● THE REQUEST
Set the listing down again exactly, please, apart from its pictures.

● DATA LINES
● ● ● ● ●
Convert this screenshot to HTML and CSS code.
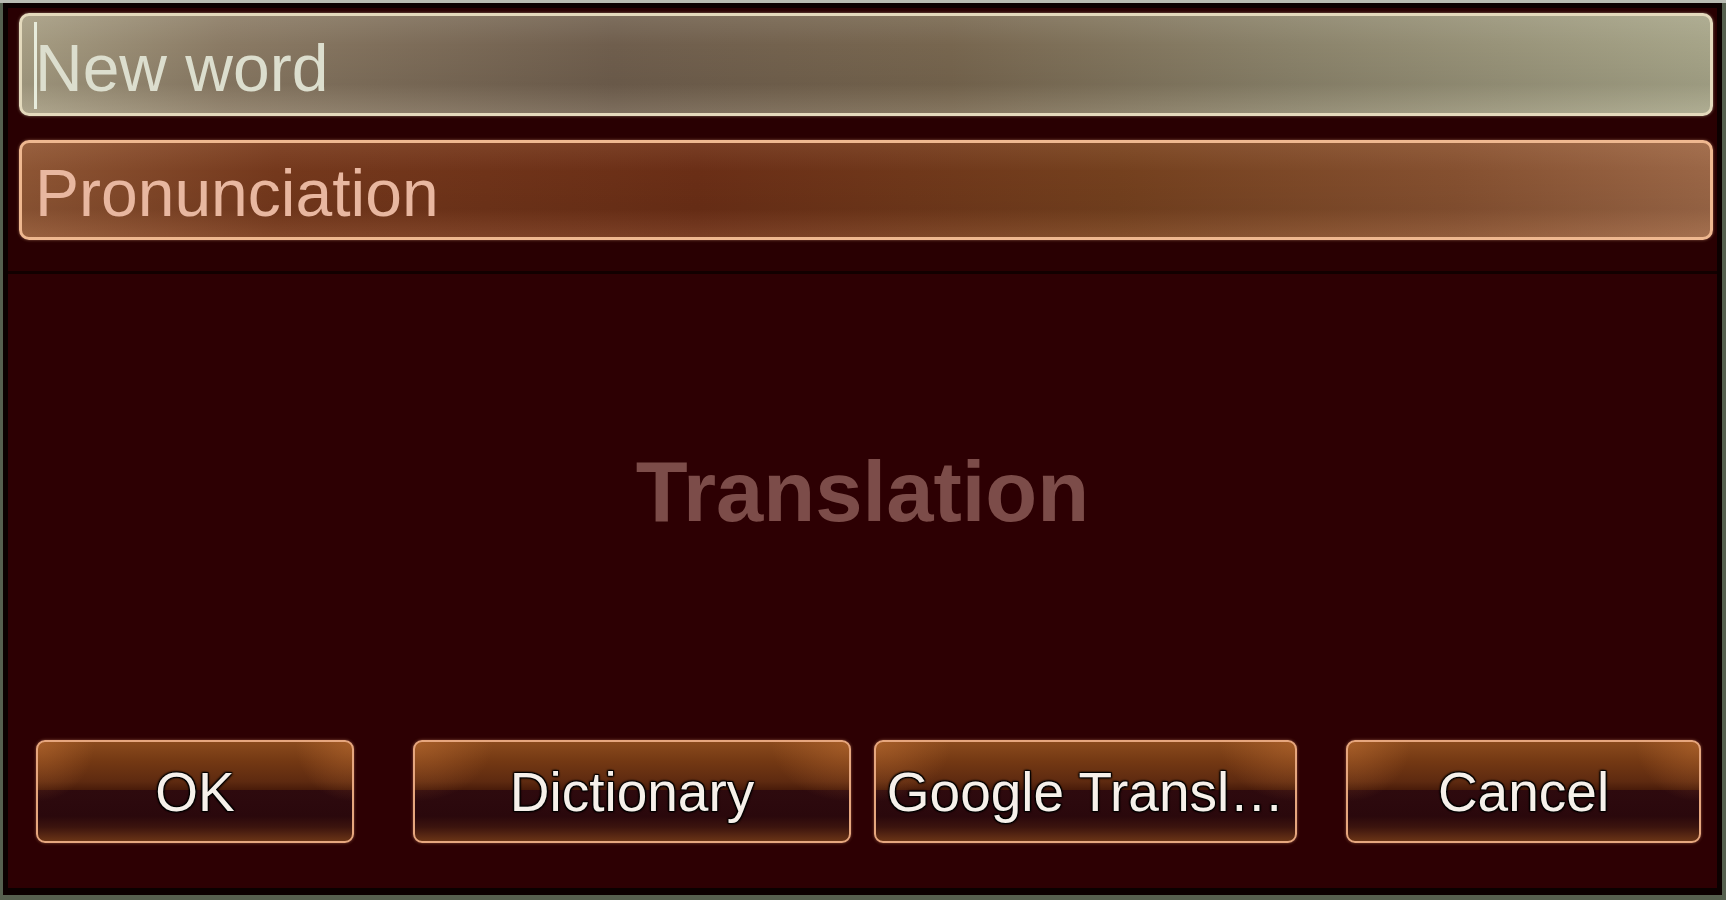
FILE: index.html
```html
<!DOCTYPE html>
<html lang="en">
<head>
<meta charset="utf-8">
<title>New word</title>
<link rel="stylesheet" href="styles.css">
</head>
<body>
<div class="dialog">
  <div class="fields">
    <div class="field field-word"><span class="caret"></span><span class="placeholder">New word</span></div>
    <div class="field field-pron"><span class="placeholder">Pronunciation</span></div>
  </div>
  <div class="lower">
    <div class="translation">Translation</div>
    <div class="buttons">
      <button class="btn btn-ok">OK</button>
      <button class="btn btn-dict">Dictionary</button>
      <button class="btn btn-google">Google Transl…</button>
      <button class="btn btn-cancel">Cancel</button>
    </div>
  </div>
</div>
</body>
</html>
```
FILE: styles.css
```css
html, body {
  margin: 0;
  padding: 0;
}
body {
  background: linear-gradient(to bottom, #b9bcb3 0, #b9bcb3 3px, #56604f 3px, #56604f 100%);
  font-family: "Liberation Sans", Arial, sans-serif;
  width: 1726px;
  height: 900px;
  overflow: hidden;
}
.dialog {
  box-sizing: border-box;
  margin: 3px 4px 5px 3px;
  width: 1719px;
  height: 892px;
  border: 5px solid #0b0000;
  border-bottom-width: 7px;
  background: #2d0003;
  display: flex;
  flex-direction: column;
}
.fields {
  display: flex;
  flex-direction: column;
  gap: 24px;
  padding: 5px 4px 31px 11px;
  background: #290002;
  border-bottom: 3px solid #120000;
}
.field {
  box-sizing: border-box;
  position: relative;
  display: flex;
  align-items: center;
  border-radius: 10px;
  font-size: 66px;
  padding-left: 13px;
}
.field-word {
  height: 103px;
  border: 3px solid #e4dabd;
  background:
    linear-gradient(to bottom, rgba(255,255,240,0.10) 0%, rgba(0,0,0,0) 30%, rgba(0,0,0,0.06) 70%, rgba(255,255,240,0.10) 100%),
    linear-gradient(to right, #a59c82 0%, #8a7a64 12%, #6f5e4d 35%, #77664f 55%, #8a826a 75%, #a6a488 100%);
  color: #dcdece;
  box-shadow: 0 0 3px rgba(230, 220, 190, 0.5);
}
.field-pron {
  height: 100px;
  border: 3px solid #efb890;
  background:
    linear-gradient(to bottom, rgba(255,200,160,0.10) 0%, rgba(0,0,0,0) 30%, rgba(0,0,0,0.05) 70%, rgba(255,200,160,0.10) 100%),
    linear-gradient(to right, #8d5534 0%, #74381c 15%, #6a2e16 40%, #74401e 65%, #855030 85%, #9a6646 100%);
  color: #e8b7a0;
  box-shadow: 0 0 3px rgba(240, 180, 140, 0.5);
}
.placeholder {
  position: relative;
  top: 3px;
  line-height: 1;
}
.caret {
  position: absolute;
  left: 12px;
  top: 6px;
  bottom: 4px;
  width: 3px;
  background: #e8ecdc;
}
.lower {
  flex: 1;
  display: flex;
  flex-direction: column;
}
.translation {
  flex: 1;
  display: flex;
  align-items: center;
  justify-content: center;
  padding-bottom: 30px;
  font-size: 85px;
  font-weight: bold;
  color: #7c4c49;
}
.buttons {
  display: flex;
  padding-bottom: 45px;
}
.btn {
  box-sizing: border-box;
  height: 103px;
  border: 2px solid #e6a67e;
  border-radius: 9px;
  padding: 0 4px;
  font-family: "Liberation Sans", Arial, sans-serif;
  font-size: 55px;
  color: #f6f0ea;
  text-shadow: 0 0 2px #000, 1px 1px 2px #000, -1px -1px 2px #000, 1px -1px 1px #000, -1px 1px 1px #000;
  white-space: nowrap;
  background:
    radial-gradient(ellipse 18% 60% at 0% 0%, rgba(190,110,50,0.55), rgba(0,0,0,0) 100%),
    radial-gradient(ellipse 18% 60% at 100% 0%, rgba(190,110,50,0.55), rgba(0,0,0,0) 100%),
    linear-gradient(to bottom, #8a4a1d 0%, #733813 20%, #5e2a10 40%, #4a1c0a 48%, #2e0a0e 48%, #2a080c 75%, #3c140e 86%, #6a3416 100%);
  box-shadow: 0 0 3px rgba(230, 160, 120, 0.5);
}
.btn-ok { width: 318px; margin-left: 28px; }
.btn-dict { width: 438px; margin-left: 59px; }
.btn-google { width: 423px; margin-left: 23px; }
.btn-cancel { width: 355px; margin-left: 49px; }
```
● ● ● ● ●
● RESPONSE TO THE EXERCISE
Convert this screenshot to HTML and CSS code.
FILE: index.html
```html
<!DOCTYPE html>
<html lang="en">
<head>
<meta charset="utf-8">
<title>New word</title>
<link rel="stylesheet" href="styles.css">
</head>
<body>
<div class="dialog">
  <div class="fields">
    <div class="field field-word"><span class="caret"></span><span class="placeholder">New word</span></div>
    <div class="field field-pron"><span class="placeholder">Pronunciation</span></div>
  </div>
  <div class="lower">
    <div class="translation">Translation</div>
    <div class="buttons">
      <button class="btn btn-ok">OK</button>
      <button class="btn btn-dict">Dictionary</button>
      <button class="btn btn-google">Google Transl…</button>
      <button class="btn btn-cancel">Cancel</button>
    </div>
  </div>
</div>
</body>
</html>
```
FILE: styles.css
```css
html, body {
  margin: 0;
  padding: 0;
}
body {
  background: linear-gradient(to bottom, #b9bcb3 0, #b9bcb3 3px, #56604f 3px, #56604f 100%);
  font-family: "Liberation Sans", Arial, sans-serif;
  width: 1726px;
  height: 900px;
  overflow: hidden;
}
.dialog {
  box-sizing: border-box;
  margin: 3px 4px 5px 3px;
  width: 1719px;
  height: 892px;
  border: 5px solid #0b0000;
  border-bottom-width: 7px;
  background: #2d0003;
  display: flex;
  flex-direction: column;
}
.fields {
  display: flex;
  flex-direction: column;
  gap: 24px;
  padding: 5px 4px 31px 11px;
  background: #290002;
  border-bottom: 3px solid #120000;
}
.field {
  box-sizing: border-box;
  position: relative;
  display: flex;
  align-items: center;
  border-radius: 10px;
  font-size: 66px;
  padding-left: 13px;
}
.field-word {
  height: 103px;
  border: 3px solid #e4dabd;
  background:
    linear-gradient(to bottom, rgba(255,255,240,0.10) 0%, rgba(0,0,0,0) 30%, rgba(0,0,0,0.06) 70%, rgba(255,255,240,0.10) 100%),
    linear-gradient(to right, #a59c82 0%, #8a7a64 12%, #6f5e4d 35%, #77664f 55%, #8a826a 75%, #a6a488 100%);
  color: #dcdece;
  box-shadow: 0 0 3px rgba(230, 220, 190, 0.5);
}
.field-pron {
  height: 100px;
  border: 3px solid #efb890;
  background:
    linear-gradient(to bottom, rgba(255,200,160,0.10) 0%, rgba(0,0,0,0) 30%, rgba(0,0,0,0.05) 70%, rgba(255,200,160,0.10) 100%),
    linear-gradient(to right, #8d5534 0%, #74381c 15%, #6a2e16 40%, #74401e 65%, #855030 85%, #9a6646 100%);
  color: #e8b7a0;
  box-shadow: 0 0 3px rgba(240, 180, 140, 0.5);
}
.placeholder {
  position: relative;
  top: 3px;
  line-height: 1;
}
.caret {
  position: absolute;
  left: 12px;
  top: 6px;
  bottom: 4px;
  width: 3px;
  background: #e8ecdc;
}
.lower {
  flex: 1;
  display: flex;
  flex-direction: column;
}
.translation {
  flex: 1;
  display: flex;
  align-items: center;
  justify-content: center;
  padding-bottom: 30px;
  font-size: 85px;
  font-weight: bold;
  color: #7c4c49;
}
.buttons {
  display: flex;
  padding-bottom: 45px;
}
.btn {
  box-sizing: border-box;
  height: 103px;
  border: 2px solid #e6a67e;
  border-radius: 9px;
  padding: 0 4px;
  font-family: "Liberation Sans", Arial, sans-serif;
  font-size: 55px;
  color: #f6f0ea;
  text-shadow: 0 0 2px #000, 1px 1px 2px #000, -1px -1px 2px #000, 1px -1px 1px #000, -1px 1px 1px #000;
  white-space: nowrap;
  background:
    radial-gradient(ellipse 18% 60% at 0% 0%, rgba(190,110,50,0.55), rgba(0,0,0,0) 100%),
    radial-gradient(ellipse 18% 60% at 100% 0%, rgba(190,110,50,0.55), rgba(0,0,0,0) 100%),
    linear-gradient(to bottom, #8a4a1d 0%, #733813 20%, #5e2a10 40%, #4a1c0a 48%, #2e0a0e 48%, #2a080c 75%, #3c140e 86%, #6a3416 100%);
  box-shadow: 0 0 3px rgba(230, 160, 120, 0.5);
}
.btn-ok { width: 318px; margin-left: 28px; }
.btn-dict { width: 438px; margin-left: 59px; }
.btn-google { width: 423px; margin-left: 23px; }
.btn-cancel { width: 355px; margin-left: 49px; }
```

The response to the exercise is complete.